**RAW RECORDS**
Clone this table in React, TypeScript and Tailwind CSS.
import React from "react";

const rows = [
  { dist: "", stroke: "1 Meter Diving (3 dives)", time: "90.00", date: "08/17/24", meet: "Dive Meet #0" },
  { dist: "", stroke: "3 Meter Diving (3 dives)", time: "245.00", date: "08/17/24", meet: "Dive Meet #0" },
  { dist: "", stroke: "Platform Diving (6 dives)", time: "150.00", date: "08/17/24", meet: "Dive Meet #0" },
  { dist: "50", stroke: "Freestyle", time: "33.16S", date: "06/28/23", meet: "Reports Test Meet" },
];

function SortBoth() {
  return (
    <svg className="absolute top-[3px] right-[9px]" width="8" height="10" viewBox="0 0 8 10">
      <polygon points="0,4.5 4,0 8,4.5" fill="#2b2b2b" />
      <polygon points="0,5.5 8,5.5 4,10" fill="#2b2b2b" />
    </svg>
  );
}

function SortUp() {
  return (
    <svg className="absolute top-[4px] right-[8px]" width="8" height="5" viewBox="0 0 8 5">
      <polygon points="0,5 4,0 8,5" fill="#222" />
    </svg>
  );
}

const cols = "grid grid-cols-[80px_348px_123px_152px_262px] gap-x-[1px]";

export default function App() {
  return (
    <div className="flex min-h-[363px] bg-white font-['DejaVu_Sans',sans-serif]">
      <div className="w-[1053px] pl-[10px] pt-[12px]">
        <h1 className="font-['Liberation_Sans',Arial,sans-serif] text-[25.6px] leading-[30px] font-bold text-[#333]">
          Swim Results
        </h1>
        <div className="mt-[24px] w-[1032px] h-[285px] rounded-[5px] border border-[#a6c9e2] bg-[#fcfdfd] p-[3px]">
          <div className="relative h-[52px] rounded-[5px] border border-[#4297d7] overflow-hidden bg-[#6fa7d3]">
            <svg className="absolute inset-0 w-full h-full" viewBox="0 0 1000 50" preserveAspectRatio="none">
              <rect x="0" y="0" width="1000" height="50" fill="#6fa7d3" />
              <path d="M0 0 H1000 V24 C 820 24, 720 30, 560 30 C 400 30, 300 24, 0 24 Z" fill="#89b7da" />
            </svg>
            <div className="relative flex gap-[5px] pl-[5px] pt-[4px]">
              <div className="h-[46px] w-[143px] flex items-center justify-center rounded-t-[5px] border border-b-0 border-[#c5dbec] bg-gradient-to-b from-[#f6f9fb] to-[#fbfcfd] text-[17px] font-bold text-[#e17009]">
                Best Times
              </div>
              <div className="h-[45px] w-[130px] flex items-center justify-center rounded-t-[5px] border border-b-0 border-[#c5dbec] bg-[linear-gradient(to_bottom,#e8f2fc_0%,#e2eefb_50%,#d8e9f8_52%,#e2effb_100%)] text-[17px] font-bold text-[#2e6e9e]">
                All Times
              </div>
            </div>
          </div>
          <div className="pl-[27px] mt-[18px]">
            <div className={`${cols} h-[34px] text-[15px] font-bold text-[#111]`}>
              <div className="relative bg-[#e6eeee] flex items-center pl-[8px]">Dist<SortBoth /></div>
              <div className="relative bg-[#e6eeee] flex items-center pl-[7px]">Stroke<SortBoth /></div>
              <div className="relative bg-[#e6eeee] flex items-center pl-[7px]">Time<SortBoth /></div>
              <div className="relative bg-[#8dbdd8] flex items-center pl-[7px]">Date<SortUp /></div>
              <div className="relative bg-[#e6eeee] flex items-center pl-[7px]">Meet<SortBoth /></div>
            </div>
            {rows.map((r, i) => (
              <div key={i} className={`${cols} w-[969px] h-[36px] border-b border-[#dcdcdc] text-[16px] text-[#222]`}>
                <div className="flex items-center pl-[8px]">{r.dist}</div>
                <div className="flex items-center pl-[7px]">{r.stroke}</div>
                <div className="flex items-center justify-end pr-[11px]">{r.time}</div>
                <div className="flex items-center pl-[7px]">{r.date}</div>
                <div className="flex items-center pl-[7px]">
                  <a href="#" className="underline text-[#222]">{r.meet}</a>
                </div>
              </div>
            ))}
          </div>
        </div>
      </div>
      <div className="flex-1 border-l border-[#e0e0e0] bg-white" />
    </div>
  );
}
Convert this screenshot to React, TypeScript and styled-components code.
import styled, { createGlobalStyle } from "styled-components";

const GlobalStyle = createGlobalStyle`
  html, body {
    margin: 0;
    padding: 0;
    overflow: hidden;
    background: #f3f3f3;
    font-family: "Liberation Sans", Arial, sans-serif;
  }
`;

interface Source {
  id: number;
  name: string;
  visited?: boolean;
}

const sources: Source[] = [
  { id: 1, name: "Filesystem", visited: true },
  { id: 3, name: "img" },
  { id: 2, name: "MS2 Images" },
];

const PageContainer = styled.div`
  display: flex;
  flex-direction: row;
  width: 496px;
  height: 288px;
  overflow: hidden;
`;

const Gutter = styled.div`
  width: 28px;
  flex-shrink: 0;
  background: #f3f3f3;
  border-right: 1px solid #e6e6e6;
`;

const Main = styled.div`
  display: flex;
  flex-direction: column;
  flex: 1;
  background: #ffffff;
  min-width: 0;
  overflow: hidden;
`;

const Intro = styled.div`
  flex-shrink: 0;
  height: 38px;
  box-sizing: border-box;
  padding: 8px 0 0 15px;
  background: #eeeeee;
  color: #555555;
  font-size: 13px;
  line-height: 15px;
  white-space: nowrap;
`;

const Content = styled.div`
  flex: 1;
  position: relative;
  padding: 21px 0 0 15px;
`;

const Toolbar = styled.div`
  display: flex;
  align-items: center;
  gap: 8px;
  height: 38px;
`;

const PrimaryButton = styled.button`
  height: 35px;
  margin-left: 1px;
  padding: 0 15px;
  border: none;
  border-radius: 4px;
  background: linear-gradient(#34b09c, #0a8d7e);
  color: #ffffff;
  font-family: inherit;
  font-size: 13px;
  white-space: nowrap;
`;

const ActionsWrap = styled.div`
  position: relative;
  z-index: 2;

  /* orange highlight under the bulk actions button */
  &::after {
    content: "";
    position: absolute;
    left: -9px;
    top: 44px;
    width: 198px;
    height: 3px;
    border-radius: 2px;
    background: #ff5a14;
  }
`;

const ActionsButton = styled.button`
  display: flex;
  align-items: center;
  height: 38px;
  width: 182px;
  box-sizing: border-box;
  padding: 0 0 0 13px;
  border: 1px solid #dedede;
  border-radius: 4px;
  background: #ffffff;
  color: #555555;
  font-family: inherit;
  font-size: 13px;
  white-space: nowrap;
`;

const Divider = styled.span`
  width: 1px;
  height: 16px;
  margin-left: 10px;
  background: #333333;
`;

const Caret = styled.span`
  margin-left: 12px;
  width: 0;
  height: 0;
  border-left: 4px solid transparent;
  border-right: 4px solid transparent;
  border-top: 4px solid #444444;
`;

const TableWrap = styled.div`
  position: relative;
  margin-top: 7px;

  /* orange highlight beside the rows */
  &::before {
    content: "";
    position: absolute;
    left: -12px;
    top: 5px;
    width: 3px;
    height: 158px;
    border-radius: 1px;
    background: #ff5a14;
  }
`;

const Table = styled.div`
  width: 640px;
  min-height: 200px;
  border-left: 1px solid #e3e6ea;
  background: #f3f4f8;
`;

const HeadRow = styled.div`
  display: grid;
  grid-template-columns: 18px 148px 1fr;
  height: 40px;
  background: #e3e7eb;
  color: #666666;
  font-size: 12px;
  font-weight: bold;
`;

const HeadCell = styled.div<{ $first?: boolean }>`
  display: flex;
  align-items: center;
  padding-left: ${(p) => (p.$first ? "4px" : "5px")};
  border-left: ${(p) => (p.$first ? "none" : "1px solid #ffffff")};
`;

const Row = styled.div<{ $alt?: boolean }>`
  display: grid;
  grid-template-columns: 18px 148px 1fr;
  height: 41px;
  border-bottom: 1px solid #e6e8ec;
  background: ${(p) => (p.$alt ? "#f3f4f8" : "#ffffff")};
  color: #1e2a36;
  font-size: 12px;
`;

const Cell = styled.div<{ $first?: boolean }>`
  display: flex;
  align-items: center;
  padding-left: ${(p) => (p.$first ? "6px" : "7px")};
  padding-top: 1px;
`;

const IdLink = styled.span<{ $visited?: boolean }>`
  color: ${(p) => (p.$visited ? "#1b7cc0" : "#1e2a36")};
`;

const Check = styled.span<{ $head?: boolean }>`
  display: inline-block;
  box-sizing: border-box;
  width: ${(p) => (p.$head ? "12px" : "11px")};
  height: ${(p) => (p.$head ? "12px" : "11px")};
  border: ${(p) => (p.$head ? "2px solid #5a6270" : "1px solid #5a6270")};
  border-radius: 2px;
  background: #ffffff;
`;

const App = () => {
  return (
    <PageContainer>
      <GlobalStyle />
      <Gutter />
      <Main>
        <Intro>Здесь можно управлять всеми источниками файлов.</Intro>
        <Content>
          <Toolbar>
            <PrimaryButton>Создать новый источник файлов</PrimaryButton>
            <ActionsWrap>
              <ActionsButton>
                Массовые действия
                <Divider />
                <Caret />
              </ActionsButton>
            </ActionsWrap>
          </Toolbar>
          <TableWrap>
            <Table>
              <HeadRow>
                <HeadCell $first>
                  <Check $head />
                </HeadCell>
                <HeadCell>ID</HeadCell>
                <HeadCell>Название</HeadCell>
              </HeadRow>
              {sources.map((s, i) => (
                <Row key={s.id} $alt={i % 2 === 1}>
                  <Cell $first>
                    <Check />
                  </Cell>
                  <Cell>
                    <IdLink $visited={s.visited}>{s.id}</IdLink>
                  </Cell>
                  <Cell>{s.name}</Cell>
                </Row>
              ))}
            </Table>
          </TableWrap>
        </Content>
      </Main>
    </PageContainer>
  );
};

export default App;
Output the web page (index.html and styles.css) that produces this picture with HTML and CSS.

**INSTRUCTION**
Output only the lines from the top of the entries through the one holding "import React from", copied exactly.

**REPLY**
Clone this table in React, TypeScript and Tailwind CSS.
import React from "react";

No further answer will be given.